# Mapmaking Discussion & Philosophy (WIP/Critique) > Regional/World Mapping >  My Version of "Westeros and the Free Cities" Finished Map

## AlTheArchitect

Attachment 115389

Here is the finished version of my map, feedback is appreciated as always!!
Assets used for this map: 
https://www.cartographyassets.com/as...old-frame.123/

----------


## Eilathen

That is pretty cool, AlTheArchitect! A very different vibe to all the Westeros maps i've seen so far (and there are many). I especially like the little icons for the cities, adds flavor, imo.
To be honest, i personally am a bit tired of that map, but yours feels different in ways that make it interesting again. So i hope you'll try your map skills at something else, preferably an own creation, and show it to us. I'm sure it's going to kick ass!

----------


## Bruno Müller

Hey, Al!

I really like your choice of colors; the values are pretty good overall. However I have some problems with your lines in general: is that a filter that you applied over them? They are a bit blurry, and that blurriness spreads to the entire lineart, so it's pretty good looking from afar, but weird when zoomed in.
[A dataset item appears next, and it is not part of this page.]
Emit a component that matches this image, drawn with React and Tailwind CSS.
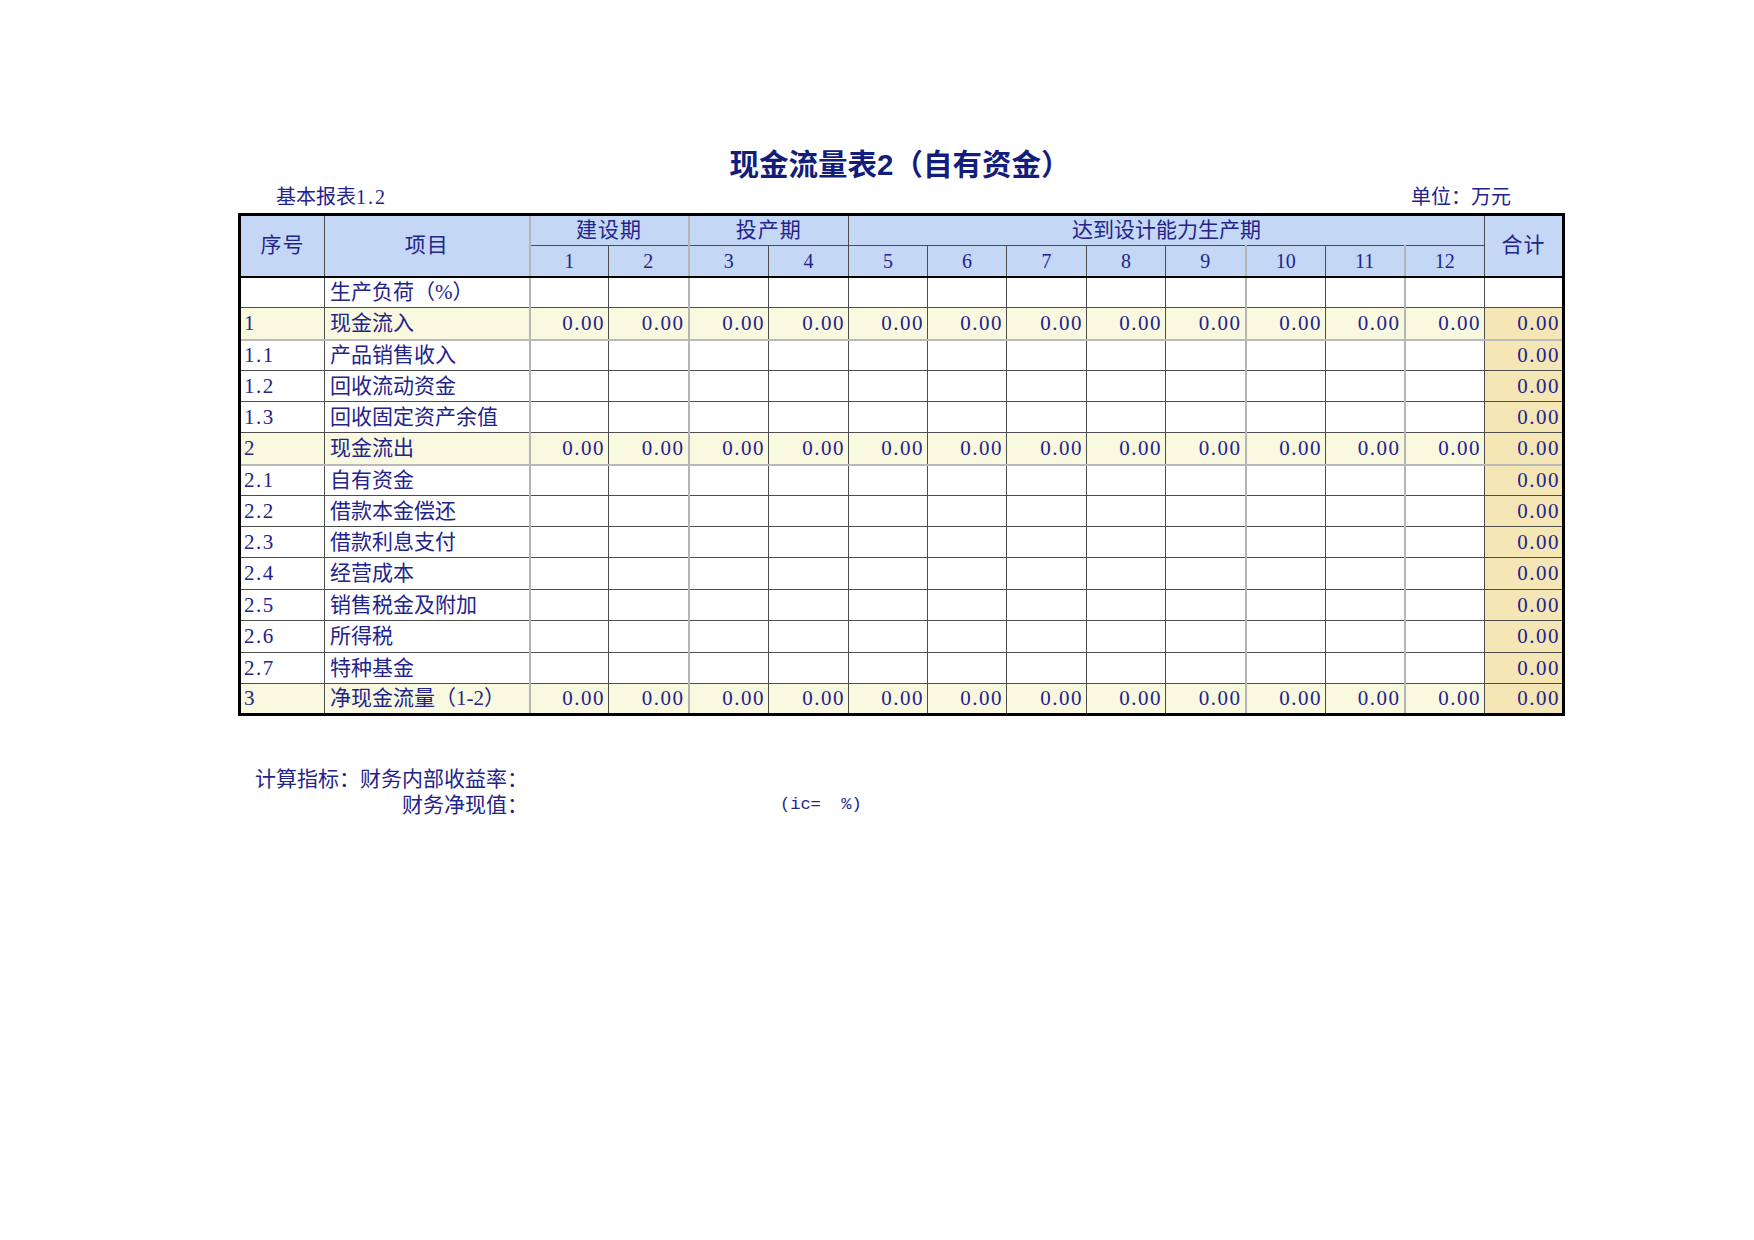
import React from "react";

const colW = [
  "w-[85px]", "w-[205px]",
  "w-[79px]", "w-[80px]", "w-[80px]", "w-[80px]", "w-[79px]", "w-[79px]",
  "w-[80px]", "w-[79px]", "w-[80px]", "w-[80px]", "w-[79px]", "w-[80px]",
  "w-[79px]",
];

// columns (1-based number col index) whose left edge is a pale thick line
const greyLeft = { 1: true, 3: true, 10: true, 12: true };

const rows = [
  { no: "", name: "生产负荷（%）", type: "blank", h: "h-[31px]" },
  { no: "1", name: "现金流入", type: "sum", h: "h-[32px]", greyBottom: true },
  { no: "1.1", name: "产品销售收入", h: "h-[31px]" },
  { no: "1.2", name: "回收流动资金", h: "h-[31px]" },
  { no: "1.3", name: "回收固定资产余值", h: "h-[31px]" },
  { no: "2", name: "现金流出", type: "sum", h: "h-[32px]", greyBottom: true },
  { no: "2.1", name: "自有资金", h: "h-[31px]" },
  { no: "2.2", name: "借款本金偿还", h: "h-[31px]" },
  { no: "2.3", name: "借款利息支付", h: "h-[31px]" },
  { no: "2.4", name: "经营成本", h: "h-[32px]" },
  { no: "2.5", name: "销售税金及附加", h: "h-[31px]" },
  { no: "2.6", name: "所得税", h: "h-[32px]" },
  { no: "2.7", name: "特种基金", h: "h-[31px]" },
  { no: "3", name: "净现金流量（1-2）", type: "sum", h: "h-[31px]" },
];

const nums = [1, 2, 3, 4, 5, 6, 7, 8, 9, 10, 11, 12];

export default function App() {
  return (
    <div className="w-[1754px] min-h-[1240px] bg-white pt-[144px] text-[#23238c] font-['Liberation_Serif','Noto_Sans_CJK_SC',serif]">
      <div className="ml-[238px] w-[1324px]">
        <div className="text-center text-[29.5px] leading-[36px] font-bold text-[#121d7c] font-['Noto_Sans_CJK_SC',sans-serif]">
          现金流量表<span className="font-['Liberation_Sans','Noto_Sans_CJK_SC',sans-serif]">2</span>（自有资金）
        </div>
        <div className="mt-[2px] flex justify-between text-[20px] leading-[24px] pl-[38px] pr-[51px]">
          <span>基本报表<span className="tracking-[2px]">1.2</span></span>
          <span>单位：万元</span>
        </div>
        <table className="mt-[4px] w-[1324px] table-fixed border-collapse border-[3px] border-black text-[21px] leading-none">
          <colgroup>
            {colW.map((c, i) => (
              <col key={i} className={c} />
            ))}
          </colgroup>
          <thead>
            <tr className="h-[31px] bg-[#c4d8f6]">
              <th rowSpan={2} className="border border-[#4d4d4d] border-b-2 border-b-black font-normal text-center tracking-[1px]">序号</th>
              <th rowSpan={2} className="border border-[#4d4d4d] border-b-2 border-b-black font-normal text-center tracking-[1px]">项目</th>
              <th colSpan={2} className="border border-[#4d4d4d] border-l-2 border-l-[#b5b5b5] font-normal text-center tracking-[1px]">建设期</th>
              <th colSpan={2} className="border border-[#4d4d4d] border-l-2 border-l-[#b5b5b5] font-normal text-center tracking-[1px]">投产期</th>
              <th colSpan={8} className="border border-[#4d4d4d] font-normal text-center">达到设计能力生产期</th>
              <th rowSpan={2} className="border border-[#4d4d4d] border-b-2 border-b-black font-normal text-center tracking-[1px]">合计</th>
            </tr>
            <tr className="h-[31px] bg-[#c4d8f6]">
              {nums.map((n) => (
                <th
                  key={n}
                  className={
                    greyLeft[n]
                      ? "border border-[#4d4d4d] border-l-2 border-l-[#b5b5b5] border-b-2 border-b-black font-normal text-center text-[20px]"
                      : "border border-[#4d4d4d] border-b-2 border-b-black font-normal text-center text-[20px]"
                  }
                >
                  {n}
                </th>
              ))}
            </tr>
          </thead>
          <tbody>
            {rows.map((r, ri) => {
              const sum = r.type === "sum";
              const blank = r.type === "blank";
              const rowBg = sum ? "bg-[#f9f9df]" : "bg-white";
              const bb = r.greyBottom ? " border-b-2 border-b-[#b9b9b9]" : "";
              return (
                <tr key={ri} className={r.h + " " + rowBg}>
                  <td className={"border border-[#4d4d4d] text-left pl-[3px] tracking-[1.5px]" + bb}>{r.no}</td>
                  <td className={"border border-[#4d4d4d] text-left pl-[5px] whitespace-nowrap" + bb}>{r.name}</td>
                  {nums.map((n) => (
                    <td
                      key={n}
                      className={
                        (greyLeft[n]
                          ? "border border-[#4d4d4d] border-l-2 border-l-[#b5b5b5] text-right pr-[3px] tracking-[1.5px]"
                          : "border border-[#4d4d4d] text-right pr-[3px] tracking-[1.5px]") + bb
                      }
                    >
                      {sum ? "0.00" : ""}
                    </td>
                  ))}
                  <td
                    className={
                      (blank
                        ? "border border-[#4d4d4d] bg-white text-right pr-[2px] tracking-[1.5px]"
                        : "border border-[#4d4d4d] bg-[#f5e6b6] text-right pr-[2px] tracking-[1.5px]") + bb
                    }
                  >
                    {blank ? "" : "0.00"}
                  </td>
                </tr>
              );
            })}
          </tbody>
        </table>
        <div className="mt-[50px] ml-[15px] text-[21px] leading-[26px]">
          <div className="w-[275px] text-right whitespace-nowrap">计算指标：财务内部收益率：</div>
          <div className="flex items-center">
            <div className="w-[275px] text-right whitespace-nowrap">财务净现值：</div>
            <div className="ml-[252px] whitespace-pre text-[17px] font-['Liberation_Mono',monospace]">{"(ic=  %)"}</div>
          </div>
        </div>
      </div>
    </div>
  );
}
It looks like you did your map, then pixelated it, then put a watercolor filter over it... 

The city icons are pretty good, but I would pay a little more attention to typography - try not to distort the font, use some thicker lines, and put a brighter shade underneath some of the labels, specially those on the forests.

Keep up the good work!  :Smile:

----------


## AlTheArchitect

I listened to your replies and made some adjustments, I welcome your feedback as always!

----------